Extract each line of the material that follows exactly and omit its pictures.

-- Start MATERIAL PROVIDED --

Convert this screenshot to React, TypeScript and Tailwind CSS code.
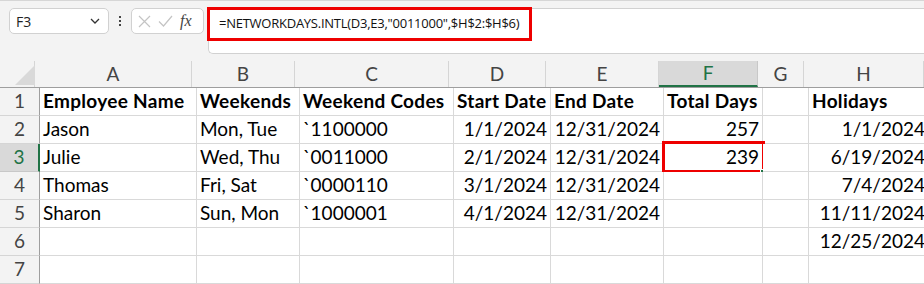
import React from "react";

const cols = [
  { key: "A", w: 157 },
  { key: "B", w: 103 },
  { key: "C", w: 154 },
  { key: "D", w: 97 },
  { key: "E", w: 113 },
  { key: "F", w: 99 },
  { key: "G", w: 46 },
  { key: "H", w: 120 },
];

type Cell = { t: string; right?: boolean; bold?: boolean };

const rows: Cell[][] = [
  [
    { t: "Employee Name", bold: true },
    { t: "Weekends", bold: true },
    { t: "Weekend Codes", bold: true },
    { t: "Start Date", bold: true },
    { t: "End Date", bold: true },
    { t: "Total Days", bold: true },
    { t: "" },
    { t: "Holidays", bold: true },
  ],
  [
    { t: "Jason" },
    { t: "Mon, Tue" },
    { t: "`1100000" },
    { t: "1/1/2024", right: true },
    { t: "12/31/2024", right: true },
    { t: "257", right: true },
    { t: "" },
    { t: "1/1/2024", right: true },
  ],
  [
    { t: "Julie" },
    { t: "Wed, Thu" },
    { t: "`0011000" },
    { t: "2/1/2024", right: true },
    { t: "12/31/2024", right: true },
    { t: "239", right: true },
    { t: "" },
    { t: "6/19/2024", right: true },
  ],
  [
    { t: "Thomas" },
    { t: "Fri, Sat" },
    { t: "`0000110" },
    { t: "3/1/2024", right: true },
    { t: "12/31/2024", right: true },
    { t: "" },
    { t: "" },
    { t: "7/4/2024", right: true },
  ],
  [
    { t: "Sharon" },
    { t: "Sun, Mon" },
    { t: "`1000001" },
    { t: "4/1/2024", right: true },
    { t: "12/31/2024", right: true },
    { t: "" },
    { t: "" },
    { t: "11/11/2024", right: true },
  ],
  [
    { t: "" },
    { t: "" },
    { t: "" },
    { t: "" },
    { t: "" },
    { t: "" },
    { t: "" },
    { t: "12/25/2024", right: true },
  ],
  [{ t: "" }, { t: "" }, { t: "" }, { t: "" }, { t: "" }, { t: "" }, { t: "" }, { t: "" }],
];

const App: React.FC = () => {
  return (
    <div className="w-[924px] h-[284px] overflow-hidden bg-[#f3f3f3] font-['Lato',sans-serif] text-black">
      {/* formula bar */}
      <div className="h-[61px] border-t border-[#d6d6d6] flex items-start pt-[7px] pl-[9px]">
        <div className="w-[100px] h-[26px] bg-white border border-[#d1d1d1] rounded-[5px] flex items-center justify-between pl-[6px] pr-[8px] font-['Open_Sans',sans-serif] text-[14px] text-[#222]">
          <span>F3</span>
          <svg width="10" height="6" viewBox="0 0 10 6">
            <path d="M1 1l4 4 4-4" fill="none" stroke="#333" strokeWidth="1.3" />
          </svg>
        </div>
        <div className="w-[22px] h-[26px] flex flex-col items-center justify-center gap-[2px]">
          <span className="w-[2px] h-[2px] bg-[#444]" />
          <span className="w-[2px] h-[2px] bg-[#444]" />
          <span className="w-[2px] h-[2px] bg-[#444]" />
        </div>
        <div className="w-[73px] h-[26px] bg-white border border-[#d1d1d1] rounded-[5px] flex items-center pl-[6px] gap-[7px]">
          <svg width="13" height="13" viewBox="0 0 13 13">
            <path d="M1 1l11 11M12 1L1 12" stroke="#c4c4c4" strokeWidth="1.2" />
          </svg>
          <svg width="15" height="12" viewBox="0 0 15 12">
            <path d="M1 6.5l4.5 4.5L14 1" fill="none" stroke="#c4c4c4" strokeWidth="1.2" />
          </svg>
          <span className="font-['Liberation_Serif',serif] italic text-[16px] text-[#444] leading-none">fx</span>
        </div>
        <div className="relative ml-[4px] flex-1 h-[46px] bg-white border border-[#d1d1d1] border-r-0 rounded-l-[5px]">
          <div className="absolute left-[-2px] top-[-2px] w-[325px] h-[34px] border-[3px] border-[#ee0000] flex items-center pl-[9px] font-['Open_Sans',sans-serif] text-[13px] text-[#111] tracking-[-0.25px] whitespace-nowrap">
            =NETWORKDAYS.INTL(D3,E3,"0011000",$H$2:$H$6)
          </div>
        </div>
      </div>

      {/* column headers */}
      <div className="flex h-[27px] border-b border-[#9e9e9e]">
        <div className="w-[40px] border-r border-[#d5d5d5] relative">
          <svg className="absolute left-[15px] top-[4px]" width="20" height="20" viewBox="0 0 20 20">
            <path d="M20 0v20H0z" fill="#d9d9d9" />
          </svg>
        </div>
        {cols.map((c) =>
          c.key === "F" ? (
            <div
              key={c.key}
              style={{ width: c.w }}
              className="shrink-0 bg-[#d9d9d9] border-b-[2px] border-b-[#217346] border-r border-r-[#c8c8c8] flex items-center justify-center text-[19px] text-[#217346]"
            >
              {c.key}
            </div>
          ) : (
            <div
              key={c.key}
              style={{ width: c.w }}
              className="shrink-0 border-r border-[#d5d5d5] flex items-center justify-center text-[19px] text-[#444]"
            >
              {c.key}
            </div>
          )
        )}
      </div>

      {/* rows */}
      {rows.map((r, i) => (
        <div key={i} className="flex h-[28px]">
          {i === 2 ? (
            <div className="w-[40px] shrink-0 bg-[#d9d9d9] border-r-[2px] border-[#217346] border-b border-b-[#c8c8c8] flex items-center justify-center text-[19px] text-[#217346]">
              {i + 1}
            </div>
          ) : (
            <div className="w-[40px] shrink-0 border-r border-[#9e9e9e] border-b border-b-[#d5d5d5] flex items-center justify-center text-[19px] text-[#444]">
              {i + 1}
            </div>
          )}
          {r.map((c, j) => {
            const sel = i === 2 && j === 5;
            return (
              <div
                key={j}
                style={{ width: cols[j].w }}
                className={`relative shrink-0 bg-white border-r border-b border-[#d9d9d9] flex items-center px-[3px] text-[19px] whitespace-nowrap ${
                  c.right ? "justify-end" : "justify-start"
                } ${c.bold ? "font-bold tracking-[0.3px]" : ""}`}
              >
                {sel && (
                  <>
                    <div className="absolute left-[-2px] top-[-3px] right-[-3px] bottom-[-2px] border-[3px] border-[#ee0000]" />
                    <div className="absolute right-[-3px] bottom-[-3px] w-[5px] h-[5px] bg-[#217346] border border-white" />
                  </>
                )}
                <span className="relative">{c.t}</span>
              </div>
            );
          })}
        </div>
      ))}
    </div>
  );
};

export default App;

-- End MATERIAL PROVIDED --

• [RESULT OF THIS EXERCISE]
Convert this screenshot to React, TypeScript and Tailwind CSS code.
import React from "react";

const cols = [
  { key: "A", w: 157 },
  { key: "B", w: 103 },
  { key: "C", w: 154 },
  { key: "D", w: 97 },
  { key: "E", w: 113 },
  { key: "F", w: 99 },
  { key: "G", w: 46 },
  { key: "H", w: 120 },
];

type Cell = { t: string; right?: boolean; bold?: boolean };

const rows: Cell[][] = [
  [
    { t: "Employee Name", bold: true },
    { t: "Weekends", bold: true },
    { t: "Weekend Codes", bold: true },
    { t: "Start Date", bold: true },
    { t: "End Date", bold: true },
    { t: "Total Days", bold: true },
    { t: "" },
    { t: "Holidays", bold: true },
  ],
  [
    { t: "Jason" },
    { t: "Mon, Tue" },
    { t: "`1100000" },
    { t: "1/1/2024", right: true },
    { t: "12/31/2024", right: true },
    { t: "257", right: true },
    { t: "" },
    { t: "1/1/2024", right: true },
  ],
  [
    { t: "Julie" },
    { t: "Wed, Thu" },
    { t: "`0011000" },
    { t: "2/1/2024", right: true },
    { t: "12/31/2024", right: true },
    { t: "239", right: true },
    { t: "" },
    { t: "6/19/2024", right: true },
  ],
  [
    { t: "Thomas" },
    { t: "Fri, Sat" },
    { t: "`0000110" },
    { t: "3/1/2024", right: true },
    { t: "12/31/2024", right: true },
    { t: "" },
    { t: "" },
    { t: "7/4/2024", right: true },
  ],
  [
    { t: "Sharon" },
    { t: "Sun, Mon" },
    { t: "`1000001" },
    { t: "4/1/2024", right: true },
    { t: "12/31/2024", right: true },
    { t: "" },
    { t: "" },
    { t: "11/11/2024", right: true },
  ],
  [
    { t: "" },
    { t: "" },
    { t: "" },
    { t: "" },
    { t: "" },
    { t: "" },
    { t: "" },
    { t: "12/25/2024", right: true },
  ],
  [{ t: "" }, { t: "" }, { t: "" }, { t: "" }, { t: "" }, { t: "" }, { t: "" }, { t: "" }],
];

const App: React.FC = () => {
  return (
    <div className="w-[924px] h-[284px] overflow-hidden bg-[#f3f3f3] font-['Lato',sans-serif] text-black">
      {/* formula bar */}
      <div className="h-[61px] border-t border-[#d6d6d6] flex items-start pt-[7px] pl-[9px]">
        <div className="w-[100px] h-[26px] bg-white border border-[#d1d1d1] rounded-[5px] flex items-center justify-between pl-[6px] pr-[8px] font-['Open_Sans',sans-serif] text-[14px] text-[#222]">
          <span>F3</span>
          <svg width="10" height="6" viewBox="0 0 10 6">
            <path d="M1 1l4 4 4-4" fill="none" stroke="#333" strokeWidth="1.3" />
          </svg>
        </div>
        <div className="w-[22px] h-[26px] flex flex-col items-center justify-center gap-[2px]">
          <span className="w-[2px] h-[2px] bg-[#444]" />
          <span className="w-[2px] h-[2px] bg-[#444]" />
          <span className="w-[2px] h-[2px] bg-[#444]" />
        </div>
        <div className="w-[73px] h-[26px] bg-white border border-[#d1d1d1] rounded-[5px] flex items-center pl-[6px] gap-[7px]">
          <svg width="13" height="13" viewBox="0 0 13 13">
            <path d="M1 1l11 11M12 1L1 12" stroke="#c4c4c4" strokeWidth="1.2" />
          </svg>
          <svg width="15" height="12" viewBox="0 0 15 12">
            <path d="M1 6.5l4.5 4.5L14 1" fill="none" stroke="#c4c4c4" strokeWidth="1.2" />
          </svg>
          <span className="font-['Liberation_Serif',serif] italic text-[16px] text-[#444] leading-none">fx</span>
        </div>
        <div className="relative ml-[4px] flex-1 h-[46px] bg-white border border-[#d1d1d1] border-r-0 rounded-l-[5px]">
          <div className="absolute left-[-2px] top-[-2px] w-[325px] h-[34px] border-[3px] border-[#ee0000] flex items-center pl-[9px] font-['Open_Sans',sans-serif] text-[13px] text-[#111] tracking-[-0.25px] whitespace-nowrap">
            =NETWORKDAYS.INTL(D3,E3,"0011000",$H$2:$H$6)
          </div>
        </div>
      </div>

      {/* column headers */}
      <div className="flex h-[27px] border-b border-[#9e9e9e]">
        <div className="w-[40px] border-r border-[#d5d5d5] relative">
          <svg className="absolute left-[15px] top-[4px]" width="20" height="20" viewBox="0 0 20 20">
            <path d="M20 0v20H0z" fill="#d9d9d9" />
          </svg>
        </div>
        {cols.map((c) =>
          c.key === "F" ? (
            <div
              key={c.key}
              style={{ width: c.w }}
              className="shrink-0 bg-[#d9d9d9] border-b-[2px] border-b-[#217346] border-r border-r-[#c8c8c8] flex items-center justify-center text-[19px] text-[#217346]"
            >
              {c.key}
            </div>
          ) : (
            <div
              key={c.key}
              style={{ width: c.w }}
              className="shrink-0 border-r border-[#d5d5d5] flex items-center justify-center text-[19px] text-[#444]"
            >
              {c.key}
            </div>
          )
        )}
      </div>

      {/* rows */}
      {rows.map((r, i) => (
        <div key={i} className="flex h-[28px]">
          {i === 2 ? (
            <div className="w-[40px] shrink-0 bg-[#d9d9d9] border-r-[2px] border-[#217346] border-b border-b-[#c8c8c8] flex items-center justify-center text-[19px] text-[#217346]">
              {i + 1}
            </div>
          ) : (
            <div className="w-[40px] shrink-0 border-r border-[#9e9e9e] border-b border-b-[#d5d5d5] flex items-center justify-center text-[19px] text-[#444]">
              {i + 1}
            </div>
          )}
          {r.map((c, j) => {
            const sel = i === 2 && j === 5;
            return (
              <div
                key={j}
                style={{ width: cols[j].w }}
                className={`relative shrink-0 bg-white border-r border-b border-[#d9d9d9] flex items-center px-[3px] text-[19px] whitespace-nowrap ${
                  c.right ? "justify-end" : "justify-start"
                } ${c.bold ? "font-bold tracking-[0.3px]" : ""}`}
              >
                {sel && (
                  <>
                    <div className="absolute left-[-2px] top-[-3px] right-[-3px] bottom-[-2px] border-[3px] border-[#ee0000]" />
                    <div className="absolute right-[-3px] bottom-[-3px] w-[5px] h-[5px] bg-[#217346] border border-white" />
                  </>
                )}
                <span className="relative">{c.t}</span>
              </div>
            );
          })}
        </div>
      ))}
    </div>
  );
};

export default App;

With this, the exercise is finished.